:: SOURCE RECORDS

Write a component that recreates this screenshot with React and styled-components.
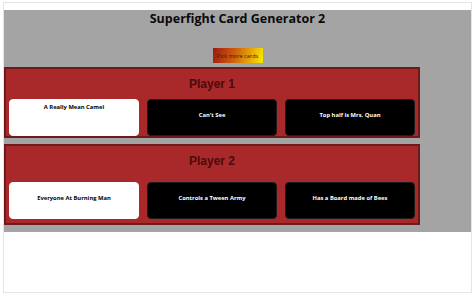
import React from 'react'
import styled, {createGlobalStyle} from 'styled-components'

const GlobalStyle = createGlobalStyle`
  html, body {
    margin: 0;
    background: #ffffff;
  }
`

const players = [
  {
    name: 'Player 1',
    titleGap: 8,
    bottomPad: 0,
    cards: [
      {text: 'A Really Mean Camel', light: true, top: true},
      {text: "Can't See"},
      {text: 'Top half is Mrs. Quan'},
    ],
  },
  {
    name: 'Player 2',
    titleGap: 14,
    bottomPad: 4,
    cards: [
      {text: 'Everyone At Burning Man', light: true},
      {text: 'Controls a Tween Army'},
      {text: 'Has a Board made of Bees'},
    ],
  },
]

const Frame = styled.div`
  box-sizing: border-box;
  margin: 2px 0 0 3px;
  width: 469px;
  height: 291px;
  border: 1px solid #e4e4e4;
  padding-top: 7px;
`

const Stage = styled.div`
  background-color: #a4a4a4;
  height: 222px;
  display: flex;
  flex-direction: column;
  align-items: flex-start;
`

const Title = styled.h1`
  align-self: stretch;
  margin: 0;
  font-family: "Open Sans", "Liberation Sans", sans-serif;
  font-weight: 700;
  font-size: 12.5px;
  line-height: 17px;
  text-align: center;
  color: #0a0a0a;
`

const PickButton = styled.button`
  align-self: center;
  margin: 21px 0 4px;
  width: 50px;
  height: 15px;
  padding: 0;
  border: none;
  background: linear-gradient(105deg, #9c1812 0%, #d2620c 45%, #f9ec00 100%);
  font-family: "Open Sans", "Liberation Sans", sans-serif;
  font-size: 5.6px;
  color: #3a1a00;
`

const Panel = styled.section`
  box-sizing: border-box;
  width: 416px;
  margin-bottom: 6px;
  background-color: #a9282a;
  border: 2px solid #6c1a1a;
  padding: 8px 3px ${props => props.bottomPad}px;
`

const PlayerName = styled.h2`
  margin: 0 0 ${props => props.gap}px;
  font-family: "Liberation Sans", Arial, sans-serif;
  font-weight: 700;
  font-size: 12px;
  line-height: 14px;
  text-align: center;
  color: #4a0c0c;
`

const CardRow = styled.div`
  display: grid;
  grid-template-columns: repeat(3, 1fr);
  gap: 8px;
`

const Card = styled.div`
  box-sizing: border-box;
  height: 37px;
  border-radius: 4px;
  padding-top: ${props => props.top ? 3 : 11}px;
  background-color: ${props => props.light ? '#ffffff' : '#000000'};
  color: ${props => props.light ? '#000000' : '#ffffff'};
  border: 1px solid ${props => props.light ? '#ffffff' : '#1c1c1c'};
  font-family: "Open Sans", "Liberation Sans", sans-serif;
  font-weight: 700;
  font-size: 5.8px;
  line-height: 8px;
  text-align: center;
`

const PlayerPanel = ({player}) => (
  <Panel bottomPad={player.bottomPad}>
    <PlayerName gap={player.titleGap}>{player.name}</PlayerName>
    <CardRow>
      {player.cards.map(card => (
        <Card key={card.text} light={card.light} top={card.top}>{card.text}</Card>
      ))}
    </CardRow>
  </Panel>
)

export default function App() {
  return (
    <>
      <GlobalStyle />
      <Frame>
        <Stage>
          <Title>Superfight Card Generator 2</Title>
          <PickButton>Pick more cards</PickButton>
          {players.map(p => <PlayerPanel key={p.name} player={p} />)}
        </Stage>
      </Frame>
    </>
  )
}
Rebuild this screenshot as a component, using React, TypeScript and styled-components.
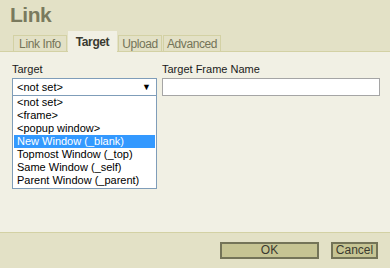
import React, { useState } from 'react';
import styled, { createGlobalStyle } from 'styled-components';

const GlobalStyle = createGlobalStyle`
  html, body {
    margin: 0;
    padding: 0;
    background: #e3e1c6;
  }
  body {
    font-family: "Liberation Sans", Arial, sans-serif;
  }
`;

const targets = [
  '<not set>',
  '<frame>',
  '<popup window>',
  'New Window (_blank)',
  'Topmost Window (_top)',
  'Same Window (_self)',
  'Parent Window (_parent)',
];

const tabs = [
  { label: 'Link Info', width: 54 },
  { label: 'Target', width: 49 },
  { label: 'Upload', width: 44 },
  { label: 'Advanced', width: 58 },
];

const App: React.FC = () => {
  const [activeTab, setActiveTab] = useState('Target');
  const [selected] = useState('<not set>');
  const [hovered, setHovered] = useState('New Window (_blank)');

  return (
    <>
      <GlobalStyle />
      <Dialog>
        <Header>
          <Title>Link</Title>
          <TabRow>
            {tabs.map(t => (
              <Tab
                key={t.label}
                $active={t.label === activeTab}
                $width={t.width}
                onClick={() => setActiveTab(t.label)}
              >
                {t.label}
              </Tab>
            ))}
          </TabRow>
        </Header>

        <Body>
          <Fields>
            <TargetField>
              <Label>Target</Label>
              <SelectWrap>
                <SelectBox>
                  <span>{selected}</span>
                  <Arrow>▼</Arrow>
                </SelectBox>
                <DropList>
                  {targets.map(t => (
                    <Option key={t} $highlight={t === hovered} onMouseEnter={() => setHovered(t)}>
                      {t}
                    </Option>
                  ))}
                </DropList>
              </SelectWrap>
            </TargetField>
            <FrameField>
              <Label>Target Frame Name</Label>
              <TextInput type="text" />
            </FrameField>
          </Fields>
        </Body>

        <Footer>
          <Button $wide>OK</Button>
          <Button>Cancel</Button>
        </Footer>
      </Dialog>
    </>
  );
};

const Dialog = styled.div`
  width: 390px;
  height: 268px;
  display: flex;
  flex-direction: column;
  background: #e3e1c6;
  overflow: hidden;
`;

const Header = styled.div`
  display: flex;
  flex-direction: column;
  padding: 3px 0 0 10px;
`;

const Title = styled.div`
  font-family: "Liberation Sans", Arial, sans-serif;
  font-size: 21px;
  font-weight: bold;
  letter-spacing: -0.5px;
  color: #7a7a5e;
  line-height: 24px;
  height: 28px;
`;

const TabRow = styled.div`
  display: flex;
  align-items: flex-end;
  gap: 1px;
  padding-left: 3px;
  margin-bottom: -1px;
`;

const Tab = styled.div<{ $active?: boolean; $width: number }>`
  box-sizing: border-box;
  width: ${p => p.$width}px;
  height: ${p => (p.$active ? '21px' : '17px')};
  display: flex;
  align-items: center;
  justify-content: center;
  font-size: 12px;
  letter-spacing: -0.4px;
  font-weight: ${p => (p.$active ? 'bold' : 'normal')};
  color: ${p => (p.$active ? '#3a3a30' : '#747458')};
  background: ${p => (p.$active ? '#f1f0e4' : '#e3e1c6')};
  border: 1px solid ${p => (p.$active ? '#f1f0e4' : '#d3d1a4')};
  border-bottom: none;
  position: relative;
  z-index: ${p => (p.$active ? 2 : 1)};
  cursor: pointer;
`;

const Body = styled.div`
  flex: 1;
  background: #f1f0e4;
  border-top: 1px solid #d3d1a4;
  border-bottom: 1px solid #d3d1a4;
  padding: 10px 10px 0 12px;
  position: relative;
  z-index: 1;
`;

const Fields = styled.div`
  display: flex;
  gap: 5px;
`;

const TargetField = styled.div`
  width: 145px;
  display: flex;
  flex-direction: column;
`;

const FrameField = styled.div`
  flex: 1;
  display: flex;
  flex-direction: column;
`;

const Label = styled.label`
  font-size: 11px;
  color: #1a1a1a;
  line-height: 14px;
  margin-bottom: 2px;
`;

const SelectWrap = styled.div`
  position: relative;
`;

const SelectBox = styled.div`
  box-sizing: border-box;
  height: 18px;
  border: 1px solid #7f9db9;
  background: #fff;
  display: flex;
  align-items: center;
  justify-content: space-between;
  padding: 0 5px 0 4px;
  font-size: 11px;
  color: #000;
`;

const Arrow = styled.span`
  font-size: 9px;
  color: #000;
`;

const DropList = styled.div`
  position: absolute;
  top: 18px;
  left: 0;
  right: 0;
  box-sizing: border-box;
  background: #fff;
  border: 1px solid #7f9db9;
  border-top: none;
  padding: 0 1px 1px;
  z-index: 5;
`;

const Option = styled.div<{ $highlight?: boolean }>`
  height: 13px;
  line-height: 13px;
  font-size: 11px;
  padding-left: 3px;
  white-space: nowrap;
  color: ${p => (p.$highlight ? '#fff' : '#000')};
  background: ${p => (p.$highlight ? '#3399ff' : 'transparent')};
  cursor: default;
`;

const TextInput = styled.input`
  box-sizing: border-box;
  height: 18px;
  border: 1px solid #a5a5a5;
  background: #fff;
  margin: 0;
  padding: 0 3px;
  font-size: 11px;
  outline: none;
`;

const Footer = styled.div`
  height: 35px;
  display: flex;
  align-items: center;
  justify-content: flex-end;
  gap: 12px;
  padding-right: 12px;
  background: #e3e1c6;
`;

const Button = styled.button<{ $wide?: boolean }>`
  box-sizing: border-box;
  width: ${p => (p.$wide ? '99px' : '47px')};
  height: 17px;
  padding: 0;
  border: 2px solid #747458;
  background: #c6c493;
  color: #3a3a30;
  font-family: "Liberation Sans", Arial, sans-serif;
  font-size: 12px;
  line-height: 13px;
  cursor: pointer;
`;

export default App;
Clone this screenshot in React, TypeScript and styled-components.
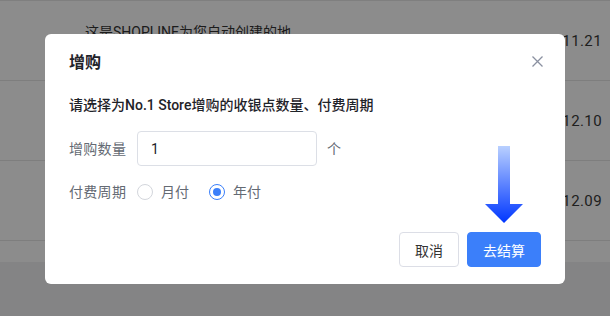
import styled, { createGlobalStyle } from "styled-components";

const GlobalStyle = createGlobalStyle`
  html, body {
    margin: 0;
    padding: 0;
    background: #f0f1f3;
  }
  body {
    font-family: Roboto, "Noto Sans CJK SC", "Noto Sans", sans-serif;
    -webkit-font-smoothing: antialiased;
  }
`;

const Page = styled.div`
  width: 610px;
  height: 316px;
  overflow: hidden;
  background: #f0f1f3;
`;

const Table = styled.div`
  background: #ffffff;
  border-top: 1px solid #e8e8e8;
  padding-bottom: 21px;
`;

const Row = styled.div`
  height: 80px;
  box-sizing: border-box;
  border-bottom: 1px solid #e6e6e6;
  display: flex;
  align-items: center;
  padding: 0 8px 0 85px;
  font-size: 14px;
  color: #333333;
`;

const NameCell = styled.div`
  align-self: flex-start;
  margin-top: 21px;
  line-height: 20px;
`;

const DateCell = styled.div`
  margin-left: auto;
  font-size: 15px;
  letter-spacing: 0.4px;
  color: #3a3a3a;
`;

const Overlay = styled.div`
  position: fixed;
  inset: 0;
  background: rgba(0, 0, 0, 0.45);
  display: flex;
  align-items: center;
  justify-content: center;
`;

const Modal = styled.div`
  position: relative;
  width: 520px;
  box-sizing: border-box;
  margin-top: 2px;
  background: #ffffff;
  border-radius: 6px;
  padding: 17px 24px 17px;
  color: #1f2329;
`;

const Header = styled.div`
  display: flex;
  align-items: center;
  justify-content: space-between;
  height: 24px;
`;

const Title = styled.div`
  font-size: 16px;
  font-weight: 600;
  line-height: 24px;
`;

const CloseButton = styled.button`
  border: none;
  background: none;
  padding: 0;
  margin-right: -2px;
  margin-top: -4px;
  width: 11px;
  height: 11px;
  display: flex;
  cursor: pointer;
`;

const Subtitle = styled.div`
  margin-top: 19px;
  font-size: 14px;
  font-weight: 500;
  line-height: 22px;
`;

const FormRow = styled.div<{ $top: number }>`
  display: flex;
  align-items: center;
  margin-top: ${(p) => p.$top}px;
  font-size: 14px;
  line-height: 22px;
`;

const Label = styled.div`
  width: 68px;
  color: #646a73;
  letter-spacing: 0.3px;
`;

const Input = styled.input`
  width: 180px;
  height: 35px;
  box-sizing: border-box;
  border: 1px solid #dcdfe6;
  border-radius: 4px;
  padding: 0 13px;
  font-family: inherit;
  font-size: 14px;
  color: #1f2329;
  outline: none;
`;

const Unit = styled.span`
  margin-left: 10px;
  color: #646a73;
`;

const RadioOption = styled.label`
  display: flex;
  align-items: center;
  margin-right: 20px;
  color: #646a73;
  cursor: pointer;
`;

const RadioCircle = styled.span<{ $checked?: boolean }>`
  width: 16px;
  height: 16px;
  box-sizing: border-box;
  border-radius: 50%;
  border: 1px solid ${(p) => (p.$checked ? "#3b7ffa" : "#d3d6dc")};
  margin-right: 8px;
  display: flex;
  align-items: center;
  justify-content: center;
  &::after {
    content: "";
    width: 8px;
    height: 8px;
    border-radius: 50%;
    background: #3b7ffa;
    display: ${(p) => (p.$checked ? "block" : "none")};
  }
`;

const Footer = styled.div`
  display: flex;
  justify-content: flex-end;
  gap: 8px;
  margin-top: 29px;
`;

const Button = styled.button<{ $primary?: boolean }>`
  height: 35px;
  padding: 0 15px;
  border-radius: 4px;
  font-family: inherit;
  font-size: 14px;
  border: 1px solid ${(p) => (p.$primary ? "#3b7ffa" : "#dcdee6")};
  background: ${(p) => (p.$primary ? "#3b7ffa" : "#ffffff")};
  color: ${(p) => (p.$primary ? "#ffffff" : "#333333")};
  cursor: pointer;
`;

const ArrowMark = styled.svg`
  position: absolute;
  left: 440px;
  top: 112px;
`;

const rows = [
  { name: "这是SHOPLINE为您自动创建的地", date: "2022.11.21" },
  { name: "", date: "2022.12.10" },
  { name: "", date: "2022.12.09" },
];

const App = () => {
  return (
    <>
      <GlobalStyle />
      <Page>
        <Table>
          {rows.map((r) => (
            <Row key={r.date}>
              <NameCell>{r.name}</NameCell>
              <DateCell>{r.date}</DateCell>
            </Row>
          ))}
        </Table>
      </Page>
      <Overlay>
        <Modal>
          <Header>
            <Title>增购</Title>
            <CloseButton aria-label="close">
              <svg width="11" height="11" viewBox="0 0 11 11">
                <path
                  d="M0.5 0.5 L10.5 10.5 M10.5 0.5 L0.5 10.5"
                  stroke="#8a90a0"
                  strokeWidth="1.3"
                  fill="none"
                />
              </svg>
            </CloseButton>
          </Header>
          <Subtitle>请选择为No.1 Store增购的收银点数量、付费周期</Subtitle>
          <FormRow $top={15}>
            <Label>增购数量</Label>
            <Input defaultValue="1" />
            <Unit>个</Unit>
          </FormRow>
          <FormRow $top={15}>
            <Label>付费周期</Label>
            <RadioOption>
              <RadioCircle />
              月付
            </RadioOption>
            <RadioOption>
              <RadioCircle $checked />
              年付
            </RadioOption>
          </FormRow>
          <Footer>
            <Button>取消</Button>
            <Button $primary>去结算</Button>
          </Footer>
          <ArrowMark width="38" height="77" viewBox="0 0 38 77">
            <defs>
              <linearGradient id="arrowFill" x1="0" y1="0" x2="0" y2="1">
                <stop offset="0" stopColor="#b9d0ff" />
                <stop offset="1" stopColor="#0036ff" />
              </linearGradient>
            </defs>
            <path
              d="M13 0 H25 V58 H38 L19 77 L0 58 H13 Z"
              fill="url(#arrowFill)"
            />
          </ArrowMark>
        </Modal>
      </Overlay>
    </>
  );
};

export default App;
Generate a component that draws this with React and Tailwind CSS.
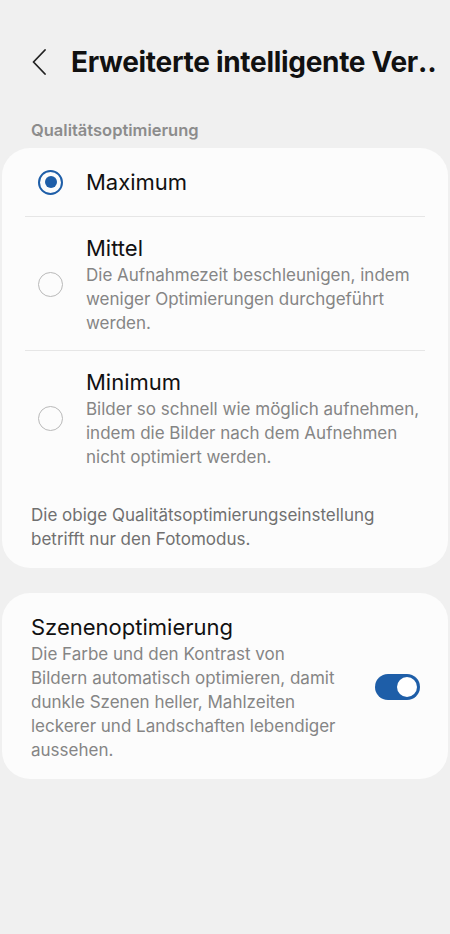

::::

## WORK TO COMPLETE
Copy all the lines above that hold the string "TypeScript".

## WRITTEN RESPONSE
Rebuild this screenshot as a component, using React, TypeScript and styled-components.
Clone this screenshot in React, TypeScript and styled-components.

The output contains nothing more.